Designer here. My experience has been that Figma has done the opposite. It's created a lot of consistency with shared component libraries and standardized type / color styles. Also, the fact that engineers can jump into Figma and inspect CSS has been immensely helpful.

In the design world, Figma is like the equivalent of getting a robust IDE with syntax highlighting, code completion, compilation, and debugging. It's replaced multiple tools and connected people in a way that's never been possible.

3 comments

From the developer perspective I never felt the inspect CSS gets me much over the design documents that I got in the past, that included the systems definitions and rules to follow. To be honest, I prefer the latter and find a lot of the "modern", interactive tools fiddly and ineffective to use (e.g the generated css giving me a html code instead of a variable name even if its a defined design color).

That said, I never felt implementing a design once is the hard part, but keeping them maintained and in sync. What are things that worked for you in that regard? E.g. as an engineer, how do I quicky figure out what I need to adapt when a design has changed? I quickly looked at Figma, and while there is a version history, it just seems to switch completly between versions without anymore detail. So I'm bound to miss changes and completly am reliant on the designer annotating manually.

I love getting figma files as mocks for things i need to implement. I love grabbing CSS from the figma, and I love that the design system allows the designer to not only export CSS, but export it in a way that has annotations (all the colors I get from my designers are annotated with "brand red 300 weight" as a comment, so I can use the right mixin.

Furthermore, I can also, when I'm building out the first-form HTML implementation of the mock, right-click and copy-as-svg the whole component, which makes for a nice stand in while I work on the rest of the code. It is great.

In your experience, do you know if engineers implement the shared component libraries as such in the actual applications? This would be as opposed to engineers directly implementing the end result of work in Figma (Sketch, etc.) that utilizes said components. There is a big difference there, and I'm always curious to have more data points about how this actually happens at other organizations.
Anecdote: at my current org the ideal we talk about is having a component library designed in Figma by the Designers and implemented by the engineers.

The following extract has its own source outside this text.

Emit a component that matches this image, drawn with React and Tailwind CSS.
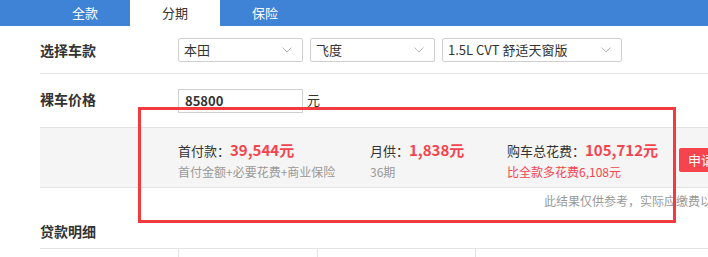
import React from "react";

const font = { fontFamily: '"Microsoft YaHei", "Noto Sans CJK SC", "Liberation Sans", sans-serif' };

function Chevron() {
  return (
    <svg width="12" height="8" viewBox="0 0 12 8" className="shrink-0">
      <path d="M1.5 1.5 L6 6 L10.5 1.5" fill="none" stroke="#b8b8b8" strokeWidth="1" />
    </svg>
  );
}

function Select({ text, w }) {
  return (
    <div className={`${w} h-[24px] border border-[#cfcfcf] rounded-[2px] flex items-center justify-between pl-[5px] pr-[9px] text-[13px] text-[#333]`}>
      <span>{text}</span>
      <Chevron />
    </div>
  );
}

export default function App() {
  return (
    <div className="relative w-[708px] h-[257px] overflow-hidden bg-white" style={font}>
      {/* tabs */}
      <div className="h-[26px] bg-[#3f83d6] flex pl-[40px] text-[13px]">
        <div className="w-[90px] flex items-center justify-center text-white">全款</div>
        <div className="w-[90px] flex items-center justify-center bg-white text-[#333]">分期</div>
        <div className="w-[90px] flex items-center justify-center text-white">保险</div>
      </div>

      <div className="pl-[40px] w-[900px]">
        {/* row 1 */}
        <div className="h-[48px] border-b border-[#e3e3e3] flex pt-[12px]">
          <div className="w-[138px] text-[14px] font-bold text-[#333] leading-[24px]">选择车款</div>
          <div className="flex gap-[7px]">
            <Select text="本田" w="w-[125px]" />
            <Select text="飞度" w="w-[125px]" />
            <Select text="1.5L CVT 舒适天窗版" w="w-[180px]" />
          </div>
        </div>

        {/* row 2 */}
        <div className="h-[53px] flex pt-[15px]">
          <div className="w-[138px] text-[14px] font-bold text-[#333] leading-[20px]">裸车价格</div>
          <div className="w-[125px] h-[24px] border border-[#cfcfcf] flex items-center pl-[6px] text-[13px] font-bold text-[#333]">85800</div>
          <div className="ml-[4px] text-[13px] text-[#333] leading-[22px] h-[24px]">元</div>
        </div>

        {/* summary band */}
        <div className="h-[61px] bg-[#f5f5f5] border-t border-b border-[#e3e3e3] flex pl-[138px] pt-[11px]">
          <div className="w-[192px]">
            <div className="text-[13px] text-[#333] leading-[22px]">
              首付款：<span className="text-[15px] font-bold text-[#f5444e]">39,544元</span>
            </div>
            <div className="text-[12px] text-[#999] leading-[20px]">首付金额+必要花费+商业保险</div>
          </div>
          <div className="w-[137px]">
            <div className="text-[13px] text-[#333] leading-[22px]">
              月供：<span className="text-[15px] font-bold text-[#f5444e]">1,838元</span>
            </div>
            <div className="text-[12px] text-[#999] leading-[20px]">36期</div>
          </div>
          <div className="w-[172px]">
            <div className="text-[13px] text-[#333] leading-[22px]">
              购车总花费：<span className="text-[15px] font-bold text-[#f5444e]">105,712元</span>
            </div>
            <div className="text-[12px] text-[#f5444e] leading-[20px]">比全款多花费6,108元</div>
          </div>
          <div className="mt-[9px] h-[24px] w-[80px] rounded-[2px] bg-[#f5444e] text-white text-[13px] flex items-center pl-[9px]">申请贷款</div>
        </div>

        {/* note */}
        <div className="h-[26px] pl-[504px] text-[12px] text-[#999] leading-[26px] whitespace-nowrap">此结果仅供参考，实际应缴费以4S店为准</div>

        {/* loan details */}
        <div className="h-[34px] text-[14px] font-bold text-[#333] leading-[34px]">贷款明细</div>
        <div className="border-t border-[#e3e3e3] h-[20px] flex">
          <div className="w-[138px] h-full" />
          <div className="w-[139px] h-full border-l border-[#e3e3e3]" />
          <div className="w-[158px] h-full border-l border-[#e3e3e3]" />
          <div className="flex-1 h-full border-l border-[#e3e3e3]" />
        </div>
      </div>

      {/* red highlight box */}
      <div className="absolute left-[138px] top-[107px] w-[538px] h-[116px] border-[3px] border-[#f23a3f] pointer-events-none" />
    </div>
  );
}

In reality Design doesn't use components and most pages end up being composed of a bunch of one-off components and we waste a ton of time.

As a side effect of this, the app design isn't consistent across pages because we aren't sharing components.

Ditto, we have a quite a few designers and they mostly seem to struggle with thinking in components. They use design system like a color guide, and we keep reimplementing patterns on many pages.
Yeah that is the exact result I have observed before as well. I'm really curious to hear more examples about how this actually works out well in the end from others.

I recognize that my view of this is from the bottom up in terms of only really having worked for SV startups, but I want to learn more and see if I can't make it work a bit differently this time.

Some do, sometimes relying on things like Storybook.js to do QA in the middle. There's more and more things to maintain consistency between Figma design and e.g. React components being built.